Logan responds by assuring her, "Look, it's not even loaded." What a surprise. There is absolutely no reason for Logan to carry his gun unloaded. Not in the plot. Not in the theme. Not in Logan's character. The writers put that in for one reason only: to assure ageist viewers.

Such ageist stumbles continue through the end of Season Two. When we learn the answer to the big mystery — who caused the deadly bus crash? — the resolution is an attack on victims of child abuse.

Despite these issues, "Veronica Mars" continued to be a good show for youth, depicting young heroes who are as competent as the older heroes on other shows, who solve problems and hold their own against enemies young and old. But like most sequels, "Veronica Mars" Season 2 was not as good or as bold as the original.

Third Time: Losing the Charm

Veronica Mars Season Three DVD cover
In Season Three, the decline continued. With Veronica now a college student, the show's opportunities to defy ageist clichés were less numerous. Nevertheless, with some imagination, the writers found a way to support ageism.

In "Un-American Graffiti," a surprisingly preachy episode, Keith Mars is sheriff again. This is a big moment. For two and a half seasons, viewers have been told that Keith Mars was once a great sheriff, wrongly recalled and replaced by someone crooked and incompetent. Viewers waited two and a half years for the day when Keith Mars would finally regain his rightful job and clean up the county.

So now, as Keith regains the Sheriff's Office, he promptly takes on a mission that gives him the chance to show what he's made of. He learns a 19-year-old got drunk at a bar, then stumbled into the street and got run over. Keith decides to crack down on the crime that clearly caused this injury. No, not reckless driving — that would be blaming the adult. Not jay-walking or public drunkenness — that would mean enforcing laws that apply to adults. No, he decides to vigorously enforce the one ageist law involved: under-aged drinking.

When he finds Veronica's friends Wallace and Piz at a bar, he takes away their fake ID's. Not only do the college students accept this, they, incredibly, agree to participate in a sting operation to help him crack down on bars that don't discriminate.

The writers didn't want any sympathetic character expressing an opposing view, so all the major characters here agree that ageist drinking laws must be enforced. The closest we get to an alternate view comes from a deputy we've never seen before: Gills. He derides this crusade as a "waste of time" while he obediently goes through the motions of carrying out Keith's mission. The writers never let Gills make an actual argument supporting his view — even as they have Keith keep preaching that under-aged drinking leads to injury. Gills is simply presented as not taking things seriously enough.

The writers let no one voice the opinion that ageism might be wrong. No character points out that a 21-year-old can get drunk and get injured just as easily as a 19-year-old. No character suggests that the desire to defy ageism makes drinking attractive to teenagers, and therefore cracking down on under-aged drinking will just encourage more of it.

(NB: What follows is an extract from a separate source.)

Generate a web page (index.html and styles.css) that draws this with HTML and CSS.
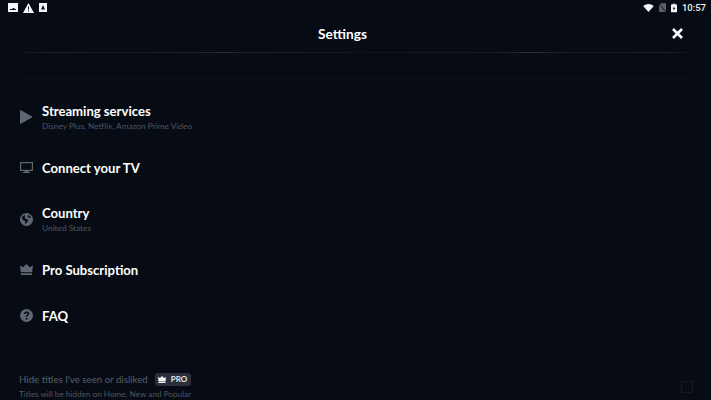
FILE: index.html
```html
<!DOCTYPE html>
<html lang="en">
<head>
  <meta charset="UTF-8">
  <meta name="viewport" content="width=device-width, initial-scale=1.0">
  <title>Settings</title>
  <link rel="stylesheet" href="styles.css">
</head>
<body>
  <div class="status-bar">
    <div class="status-left">
      <svg width="10" height="9" viewBox="0 0 10 9"><path fill="#f4f5f6" fill-rule="evenodd" d="M0 0h10v9H0zM2 6v1h6V6H6.500V5h-2v1z"/></svg>
      <svg width="11" height="10" viewBox="0 0 11 10"><path fill="#f4f5f6" fill-rule="evenodd" d="M5.500 0L11 10H0zM5 3.500v3h1v-3zM5 7.500v1h1v-1z"/></svg>
      <svg width="8" height="9" viewBox="0 0 8 9"><path fill="#f4f5f6" fill-rule="evenodd" d="M0 0h8v9H0zM4 2L2 6.500h4z"/></svg>
    </div>
    <div class="status-right">
      <svg width="11" height="8" viewBox="0 0 12 9"><path fill="#f4f5f6" d="M0 2.200Q6-2 12 2.200L6 9z"/></svg>
      <svg width="7" height="9" viewBox="0 0 8 10"><path fill="#5b5f66" d="M2 0h6v10H0V2z"/><path stroke="#060b14" d="M0 1l8 9"/></svg>
      <svg width="6" height="10" viewBox="0 0 7 10"><path fill="#f4f5f6" fill-rule="evenodd" d="M2 0h3v1h2v9H0V1h2zM4 3L2 6h1.200L3 8l2-3H3.800z"/></svg>
      <span class="clock">10:57</span>
    </div>
  </div>

  <header class="title-bar">
    <h1>Settings</h1>
    <svg class="close" width="11" height="11" viewBox="0 0 11 11"><path stroke="#fff" stroke-width="2.600" d="M1 1l9 9M10 1l-9 9"/></svg>
  </header>

  <div class="divider-top"></div>
  <div class="divider-second"></div>

  <ul class="menu">
    <li class="row">
      <svg class="icon icon-up" width="13" height="14" viewBox="0 0 13 14"><path fill="#5d6872" stroke="#5d6872" stroke-width="1" stroke-linejoin="round" d="M.500 .500l11.500 6.500-11.500 6.500z"/></svg>
      <div>
        <div class="row-title">Streaming services</div>
        <div class="row-sub">Disney Plus, Netflix, Amazon Prime Video</div>
      </div>
    </li>
    <li class="row row-single">
      <svg class="icon" width="13" height="11" viewBox="0 0 13 11"><path fill="#5d6872" fill-rule="evenodd" d="M0 0h13v9H8.500v1H10v1H3v-1h1.500V9H0zM1.200 1.200v6.600h10.600V1.200z"/></svg>
      <div class="row-title">Connect your TV</div>
    </li>
    <li class="row">
      <svg class="icon" width="13" height="13" viewBox="0 0 14 14"><path fill="#5d6872" fill-rule="evenodd" d="M7 0a7 7 0 1 1 0 14A7 7 0 0 1 7 0zM5 2L2 4.500l1 3 2.500 1L6 12l2-2.500 1-2-3.500-1.500zM9 2l-1 2 2.500 1.500L12 5z"/></svg>
      <div>
        <div class="row-title">Country</div>
        <div class="row-sub">United States</div>
      </div>
    </li>
    <li class="row row-single">
      <svg class="icon" width="13" height="11" viewBox="0 0 14 12"><path fill="#5d6872" d="M0 1.500l3.500 2L7 0l3.500 3.500 3.500-2-.8 7.500H.8zM.8 10h12.400v2H.8z"/></svg>
      <div class="row-title">Pro Subscription</div>
    </li>
    <li class="row row-single row-short">
      <svg class="icon" width="13" height="13" viewBox="0 0 13 13"><path fill="#5d6872" fill-rule="evenodd" d="M6.500 0a6.500 6.500 0 1 1 0 13a6.500 6.500 0 0 1 0-13zM5.700 9v1.700h1.700V9zM3.800 5h1.600q.1-1.200 1.200-1.200 1.100.1 1 1c0 .9-1.900 1.200-1.900 3h1.600c0-1.300 2-1.500 2-3.200C9.300 3.200 8 2.400 6.600 2.400 5 2.400 3.800 3.400 3.800 5z"/></svg>
      <div class="row-title">FAQ</div>
    </li>
  </ul>

  <div class="divider-bottom"></div>

  <section class="hide-titles">
    <div class="hide-line">
      <span class="hide-label">Hide titles I've seen or disliked</span>
      <span class="pro-badge">
        <svg width="8" height="7" viewBox="0 0 14 12"><path fill="#f4f5f6" d="M0 1.500l3.500 2L7 0l3.500 3.500 3.500-2-.8 7.500H.8zM.8 10h12.400v2H.8z"/></svg>
        PRO
      </span>
    </div>
    <div class="hide-sub">Titles will be hidden on Home, New and Popular</div>
    <div class="checkbox"></div>
  </section>
</body>
</html>
```

FILE: styles.css
```css
body {
  margin: 0;
  height: 400px;
  overflow: hidden;
  background-color: #060b14;
  font-family: Lato, sans-serif;
  color: #fff;
}
.status-bar {
  display: flex;
  justify-content: space-between;
  align-items: center;
  height: 15px;
  padding: 0 5px 0 8px;
}
.status-left {
  display: flex;
  align-items: center;
  gap: 5px;
}
.status-right {
  display: flex;
  align-items: center;
  gap: 5px;
}
.clock {
  font-family: Roboto, sans-serif;
  font-size: 9.500px;
  font-weight: 500;
  color: #f0f1f2;
}
.title-bar {
  display: flex;
  justify-content: center;
  align-items: center;
  position: relative;
  height: 37px;
  padding-right: 26px;
}
.title-bar h1 {
  margin: 0;
  font-size: 13.700px;
  font-weight: 700;
}
.close {
  position: absolute;
  right: 28px;
  top: 13px;
}
.divider-top {
  height: 1px;
  margin: 0 20px;
  background: linear-gradient(to right, #0d1219 0, #1e252c 5%, #12171e 15%, #232a31 30%, #10151c 50%, #12171c 70%, #2b3036 76%, #12171e 84%, #1c2229 97%, #0a0f16 100%);
}
.divider-second {
  height: 1px;
  margin: 26px 20px 0;
  background-color: #0b1019;
}
.menu {
  list-style: none;
  margin: 0;
  padding: 0 0 0 20px;
}
.row {
  display: flex;
  align-items: center;
  gap: 9px;
  height: 51px;
  box-sizing: border-box;
}
.row-single {
  padding-bottom: 2px;
}
.row-short {
  height: 41px;
}
.row:first-child {
  margin-top: 12px;
}
.icon {
  flex-shrink: 0;
}
.icon-up {
  margin-bottom: 1px;
}
.row-title {
  font-size: 13.100px;
  font-weight: 700;
  line-height: 16px;
  color: #fff;
}
.row-sub {
  margin-top: 1px;
  font-size: 8.300px;
  line-height: 12px;
  color: #50565f;
}
.divider-bottom {
  height: 1px;
  margin: 11px 20px 0;
  background-color: #0b1019;
}
.hide-titles {
  position: relative;
  padding: 23px 19px 0;
}
.hide-line {
  display: flex;
  align-items: center;
  gap: 7px;
  height: 14px;
}
.hide-label {
  font-size: 9.700px;
  color: #5b6069;
}
.pro-badge {
  display: flex;
  align-items: center;
  gap: 5px;
  height: 13px;
  padding: 0 4px 0 3px;
  border-radius: 3px;
  background-color: #2a2f3b;
  font-size: 8px;
  font-weight: 700;
  color: #e6e7e9;
}
.hide-sub {
  margin-top: 2px;
  font-size: 8.200px;
  line-height: 12px;
  color: #50565f;
}
.checkbox {
  position: absolute;
  right: 18px;
  top: 32px;
  width: 10px;
  height: 10px;
  border: 1px solid #141a22;
}
```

The writers certainly don't let our heroine voice such views. Young Veronica's only response to her father's ageist crusade is to apologize to him for having supplied her two friends with their fake ID's. Yet again this character, once embraced by young viewers, is made into a mouthpiece for ageism against the young.

Keith fires Gills and three other deputies for failing to crack down effectively on egalitarian bars. This is presented as Sheriff Mars heroically cleaning up the Sheriff's Office. We're never asked to question his choice. In fact, the writers have Gills challenge Keith with, "You don't have the stones [to fire me]" so that as Keith does fire him, viewers will admire his "stones."

Having cleaned up the Sheriff's Office by firing those four deputies, Keith, in the very next episode, re-hires Deputy Leo. In Season Two, Leo had been fired for stealing from the police evidence locker and causing a murderer to go free; but at least he never turned a blind eye to egalitarianism!

"Un-American Graffiti" was produced while there was great suspense about whether "Veronica Mars" would get a fourth season. I assume this episode's endless sermon against under-aged drinking was an attempt to suck up to those viewers and network executives who disliked the program showing so much respect for youth earlier, those viewers who constantly cried, "It's a show about a teenager solving crimes. How can I take it seriously?"

This pandering failed to win over those who disliked the show, while it disappointed the show's most loyal supporters. As Troy would say: Smooth move.

On a Good Note

After it was announced that Season Three would be the last, "Veronica Mars" went out with a bang. The last two episodes were, by any measure, the best of Season Three, and the only ones that could match the quality of Season One.

In one of these two episodes, "Weevils Wobble But They Don't Go Down," the producers almost apologize for the drinking episode. At least Keith gets a little comeuppance for his ageism.

Running for re-election as sheriff, Keith debates his opponent on a call-in radio program. A caller asks Keith, "Let's say you got two calls at the same time. One was for, let's say, a kidnapping — in progress — but the other involves a twenty-year-old having a beer. Which call would you take first?"

Keith is clearly on the defensive, and his opponent, Vinnie Van Lowe, goes for the kill. When an attempt is made to change the subject, Van Lowe jumps in, "I, for one, think we should hear his answer." Keith reluctantly assures the caller that he would respond first to the kidnapping.

This does not counter-balance "Un-American Graffiti." Vinnie Van Lowe is a character played for laughs, and when he slams Keith's priorities, this is depicted as pandering. ("Know what laws I plan to enforce?" Van Lowe tells the listeners. "The important ones, like murder and terrorism." The town has just enough murder to keep this mystery show going, but no terrorism.) It is enjoyable, nonetheless, to see Keith finally taken to task for his ageism.

Before the show disappeared, it won back the love that will make fans miss what had once been television's greatest program.